Trip insurance is something you might want to consider for a weeklong ski trip. This is especially important for those of you going on the Whistler Blackcomb trip as we will be in Vancouver, Canada, making this an international trip. The primary purpose for carrying trip insurance is for trip cancellation coverage for illness or injury to yourself which would prevent you from taking the trip and for providing medical coverage while on the trip. Most folks don’t know this, but if you need medical assistance while outside of the U.S. (like while on a ski trip), many health insurance providers, while saying that you will be covered for medical expenses, will not pay your hospital bill until after you return to the U.S. Thus, if you are hospitalized while on a ski trip outside of the U.S., you will have to pay your hospital bill out of your own pocket while on the trip in order to get released from a non-U.S. hospital and then you will have to get reimbursed from your health insurance provider when you return to the states. That’s why having trip insurance that carries medical coverage would be a good idea.

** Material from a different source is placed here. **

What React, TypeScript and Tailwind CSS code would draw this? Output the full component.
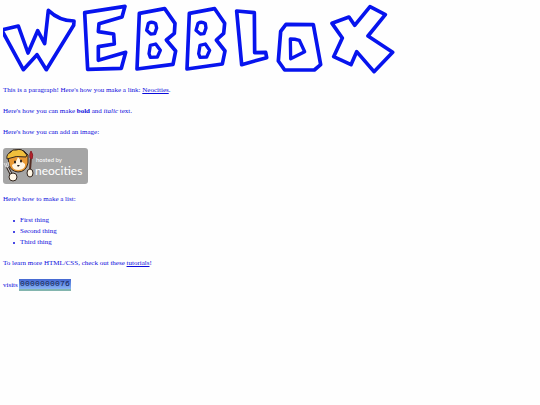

I am not coordinating the purchase of group trip insurance for any of our travelers, but plan to purchase it on my own for both of our weeklong trips as I have done in the past. It is very reasonably priced. If you wish to purchase trip insurance on your own, you are more than welcome to contact the following organizations to do so or purchase it through whatever travel broker you wish:
- Travel Guard’s Club Travel Plan, phone: 800/208-6173; refer to Product Number 008058 P1 7/10 (for the Park City trip).

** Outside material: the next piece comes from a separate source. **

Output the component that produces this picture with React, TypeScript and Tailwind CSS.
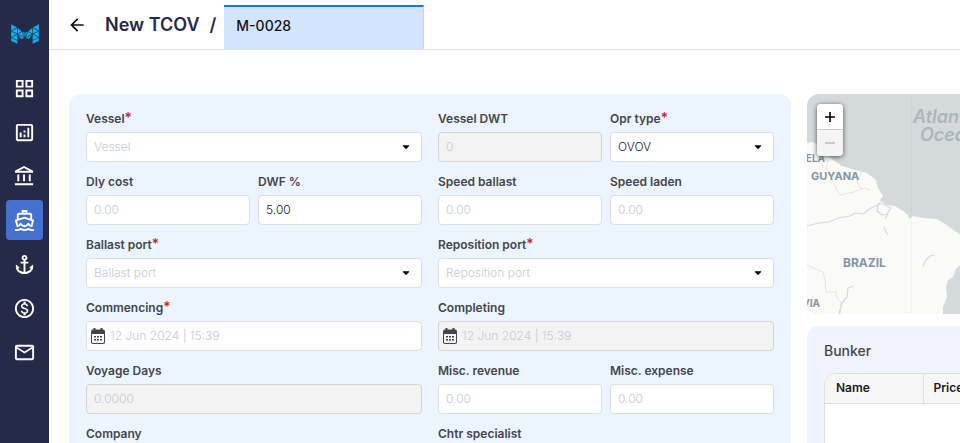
import React, { useId } from 'react';
import {
    MdAnchor,
    MdArrowBack,
    MdMailOutline,
    MdOutlineAccountBalance,
    MdOutlineAnalytics,
    MdOutlineDirectionsBoat,
    MdOutlineGridView,
    MdOutlineMonetizationOn,
} from 'react-icons/md';

const NAV_ITEMS = [
    { label: 'Dashboard', Icon: MdOutlineGridView },
    { label: 'Analytics', Icon: MdOutlineAnalytics },
    { label: 'Accounts', Icon: MdOutlineAccountBalance },
    { label: 'Voyages', Icon: MdOutlineDirectionsBoat, active: true },
    { label: 'Ports', Icon: MdAnchor },
    { label: 'Finance', Icon: MdOutlineMonetizationOn },
    { label: 'Messages', Icon: MdMailOutline },
];

const Logo = () => (
    <svg viewBox="0 0 28 20" className="h-5 w-7" fill="#12b0ec" stroke="#252a4b" strokeWidth="0.4" strokeLinejoin="round">
        {/* left leg */}
        <path d="M0 0L6.500 3.500 0 7zM6.500 3.500V10L0 7zM0 7L6.500 10 0 13.500zM6.500 10v6.500L0 13.500zM0 13.500L6.500 16.500V20L0 17z" />
        {/* right leg */}
        <path d="M28 0L21.500 3.500 28 7zM21.500 3.500V10L28 7zM28 7L21.500 10 28 13.500zM21.500 10v6.500L28 13.500zM28 13.500L21.500 16.500V20L28 17z" />
        {/* middle */}
        <path d="M6.500 3.500L11 7.500 6.500 10zM11 7.500L14 14 6.500 10zM11 7.500L14 8.500V14zM21.500 3.500L17 7.500l4.500 2.500zM17 7.500L14 14l7.500-4zM17 7.500L14 8.500V14zM6.500 10L14 14l-4 1zM21.500 10L14 14l4 1z" />
    </svg>
);

const CalendarIcon = () => (
    <svg viewBox="0 0 14 16" className="h-4 w-3.5">
        <path fill="#45434d" fillRule="evenodd" d="M2.500 0h2v1.500h5V0h2v1.500H12a2 2 0 0 1 2 2V14a2 2 0 0 1-2 2H2a2 2 0 0 1-2-2V3.500a2 2 0 0 1 2-2h.5zM1 6v8a1 1 0 0 0 1 1h10a1 1 0 0 0 1-1V6z" />
        <path fill="#45434d" d="M3 8h2v1.500H3zM6 8h2v1.500H6zM9 8h2v1.500H9zM3 11h2v1.500H3zM6 11h2v1.500H6zM9 11h2v1.500H9z" />
    </svg>
);

type FieldProps = {
    label: string;
    required?: boolean;
    placeholder?: string;
    value?: string;
    disabled?: boolean;
    kind?: 'text' | 'select' | 'date';
}

const Field: React.FC<FieldProps> = ({ label, required, placeholder, value, disabled, kind = 'text' }) => {
    const id = useId();
    const box = 'h-[30px] w-full rounded border pb-px text-xs font-light outline-none placeholder:text-[#c9c9d0]';
    const tone = disabled ? 'border-[#d3d3d3] bg-[#f3f3f3] text-[#c9c9d0]' : 'border-[#dedede] bg-white text-[#222]';

    return (
        <div className="min-w-0">
            <label htmlFor={id} className="mb-[5px] block text-xs leading-4 font-semibold text-[#45464a]">
                {label}
                {required && <span className="text-sm leading-none font-medium text-[#c0271c]">*</span>}
            </label>
            <div className="relative">
                {kind === 'select' ? (
                    <select id={id} defaultValue={value ?? ''} className={`${box} ${tone} appearance-none pr-8 pl-[7px] ${value ? '' : 'text-[#c9c9d0]!'}`}>
                        <option value={value ?? ''}>{value ?? placeholder}</option>
                    </select>
                ) : (
                    <input
                        id={id}
                        type="text"
                        placeholder={placeholder}
                        defaultValue={value}
                        disabled={disabled}
                        className={`${box} ${tone} pr-2 ${kind === 'date' ? 'pl-[23px]' : 'pl-[7px]'}`}
                    />
                )}
                {kind === 'select' && (
                    <svg viewBox="0 0 8 5" className="pointer-events-none absolute top-[13px] right-3 h-[5px] w-2">
                        <path d="M1.200.3h5.600a.4.400 0 0 1 .3.7L4.500 3.800a.7.7 0 0 1-1 0L.9 1a.4.400 0 0 1 .3-.7z" fill="#000" />
                    </svg>
                )}
                {kind === 'date' && (
                    <span className="pointer-events-none absolute inset-y-0 left-[5px] flex items-center">
                        <CalendarIcon />
                    </span>
                )}
            </div>
        </div>
    );
};

const Pair: React.FC<{ children: React.ReactNode }> = ({ children }) => (
    <div className="grid grid-cols-2 gap-2">{children}</div>
);

const RouteMap = () => (
    <div className="relative h-[220px] overflow-hidden rounded-l-xl bg-[#d4dadc]">
        <svg viewBox="0 0 320 220" className="h-[220px] w-80 max-w-none" fontFamily="Inter, sans-serif">
            <path
                fill="#fafaf8"
                d="M0 49l6-1 6 4 6 7 8 7 9 6 13 4 12 3 9 7 2 8 5 8-3 4 6 5 9 1 8 5 5 4 1 4 4-3 10 2 14 1 8 5 10 7 12 8 2 12-7 12-6 6-3 8-5 3-2 7 1 10-4 10v8H0z"
            />
            <g fill="none" stroke="#f0dfe0" strokeWidth="1">
                <path d="M21 66l-2 8 4 6 3 8 4 9 3 4 14-3 10-4 6 2M55 77l-5 11 5 8M0 171l8 4 8 3 2 8 1 12h10l1 6 4 4-1 12" />
            </g>
            <g fill="none" stroke="#d4dadc" strokeWidth="1.200" strokeLinejoin="round">
                <path d="M0 132l12-3 10-1 9-4 12-2 5-3 8 1 8-6 7-3 4-5M71 110l-1 7 5 4 5-1 4-6-8-4zM78 125l3-5M77 133l2 5 2 3M116 172l3-6 4-4 5-1M47 192l-6 2-1 9-5 6-3 11" />
            </g>
            <path d="M104.500 0v220" stroke="#000" strokeOpacity="0.03" />
            <g fill="#8496a5" fontSize="10" fontWeight="700">
                <text x="18" y="68" textAnchor="end">VENEZUELA</text>
                <text x="4" y="86" fontSize="11">GUYANA</text>
                <text x="36" y="173" fontSize="12">BRAZIL</text>
                <text x="13" y="213" textAnchor="end">BOLIVIA</text>
            </g>
            <g fill="#aab6bd" fontSize="18" fontWeight="600" fontStyle="italic">
                <text x="106" y="29">Atlantic</text>
                <text x="113" y="47">Ocean</text>
            </g>
        </svg>
        <div className="absolute top-2.5 left-2.5 flex w-[26px] flex-col overflow-hidden rounded shadow-[0_1px_5px_rgba(0,0,0,0.65)]">
            <button type="button" aria-label="Zoom in" className="flex h-[26px] items-center justify-center border-b border-[#ccc] bg-white">
                <svg viewBox="0 0 10 10" className="size-2.5" stroke="#000" strokeWidth="1.600"><path d="M0 5h10M5 0v10" /></svg>
            </button>
            <button type="button" aria-label="Zoom out" className="flex h-[26px] items-center justify-center bg-[#f4f4f4]">
                <svg viewBox="0 0 10 10" className="size-2.5" stroke="#bbb" strokeWidth="1.600"><path d="M0 5h10" /></svg>
            </button>
        </div>
    </div>
);

const App = () => (
    <div className="flex h-screen overflow-hidden bg-white font-['Inter',sans-serif]">
        <nav className="flex w-[49px] shrink-0 flex-col items-center bg-[#252a4b]">
            <div className="flex h-[68px] items-center">
                <Logo />
            </div>
            <div className="flex flex-col gap-1">
                {NAV_ITEMS.map(({ label, Icon, active }) => (
                    <button
                        key={label}
                        type="button"
                        aria-label={label}
                        className={`flex h-10 w-[37px] items-center justify-center rounded text-white ${active ? 'bg-[#4470cf]' : ''}`}
                    >
                        <Icon size={23} />
                    </button>
                ))}
            </div>
        </nav>

        <div className="flex min-w-0 flex-1 flex-col">
            <header className="flex h-[50px] shrink-0 items-center border-b border-[#dfdfdf] pl-[18px]">
                <button type="button" aria-label="Back" className="mr-[18px] text-[#111]">
                    <MdArrowBack size={20} />
                </button>
                <h1 className="flex gap-2.5 text-lg font-semibold text-[#252a4b]">
                    <span>New TCOV</span>
                    <span>/</span>
                </h1>
                <input
                    type="text"
                    aria-label="Estimate number"
                    defaultValue="M-0028"
                    className="ml-2 h-11 w-[200px] self-end border-t-2 border-r border-t-[#1274e7] border-r-[#c3d3ec] bg-[#d3e4fe] px-3 pb-1.5 text-sm font-medium text-[#111] outline-none"
                />
            </header>

            <main className="grid min-h-0 flex-1 grid-cols-[minmax(0,1fr)_153px] items-start gap-4 overflow-hidden pt-11 pl-5">
                <form className="grid grid-cols-2 gap-x-4 gap-y-3 rounded-xl bg-[#ecf4ff] p-[17px]">
                    <Field label="Vessel" required kind="select" placeholder="Vessel" />
                    <Pair>
                        <Field label="Vessel DWT" placeholder="0" disabled />
                        <Field label="Opr type" required kind="select" value="OVOV" />
                    </Pair>
                    <Pair>
                        <Field label="Dly cost" placeholder="0.00" />
                        <Field label="DWF %" value="5.00" />
                    </Pair>
                    <Pair>
                        <Field label="Speed ballast" placeholder="0.00" />
                        <Field label="Speed laden" placeholder="0.00" />
                    </Pair>
                    <Field label="Ballast port" required kind="select" placeholder="Ballast port" />
                    <Field label="Reposition port" required kind="select" placeholder="Reposition port" />
                    <Field label="Commencing" required kind="date" placeholder="12 Jun 2024 | 15:39" />
                    <Field label="Completing" kind="date" placeholder="12 Jun 2024 | 15:39" disabled />
                    <Field label="Voyage Days" placeholder="0.0000" disabled />
                    <Pair>
                        <Field label="Misc. revenue" placeholder="0.00" />
                        <Field label="Misc. expense" placeholder="0.00" />
                    </Pair>
                    <Field label="Company" kind="select" placeholder="Company" />
                    <Field label="Chtr specialist" kind="select" placeholder="Chtr specialist" />
                </form>

                <aside className="flex min-w-0 flex-col gap-3">
                    <RouteMap />
                    <section className="overflow-hidden rounded-l-xl bg-[#f1f4fe] py-4 pl-[17px]">
                        <h2 className="mb-[13px] text-sm leading-[18px] font-medium text-[#45464a]">Bunker</h2>
                        <div className="h-40 w-[400px] overflow-hidden rounded-xl border border-[#dedede] bg-white">
                            <table className="w-full text-left text-xs">
                                <thead>
                                    <tr className="h-[29px] border-b border-[#dedede] bg-[#f6f6f6] text-[#1c1c1c]">
                                        <th className="w-[98px] border-r border-[#dedede] px-[11px] font-semibold">Name</th>
                                        <th className="px-2.5 font-semibold">Price</th>
                                    </tr>
                                </thead>
                            </table>
                        </div>
                    </section>
                </aside>
            </main>
        </div>
    </div>
);

export default App;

- Myra Altschuler, Travel Protectors, LLC, 18415 Lanier Island Square, Leesburg, VA 20176 (www.travelprotectors.com or via e-mail to This email address is being protected from spambots. You need JavaScript enabled to view it. or via phone at 877/515-9055 or 703/443-9055. (Note: Myra is a travel broker who specializes in finding the best trip insurance product to suit your needs. I have purchased trip insurance from her in the past and have found her to be quite knowledgeable.)

Passports

 A Passport is required for this trip out of the United States.
Note: A single criminal conviction, no matter how minor or how long ago, is grounds for exclusion from Canada, meaning you will not be allowed entry into that country. If you have such a conviction on your record, please contact an attorney for legal advice to obtain the necessary documentation which will be required for entry into Canada before signing up for this trip.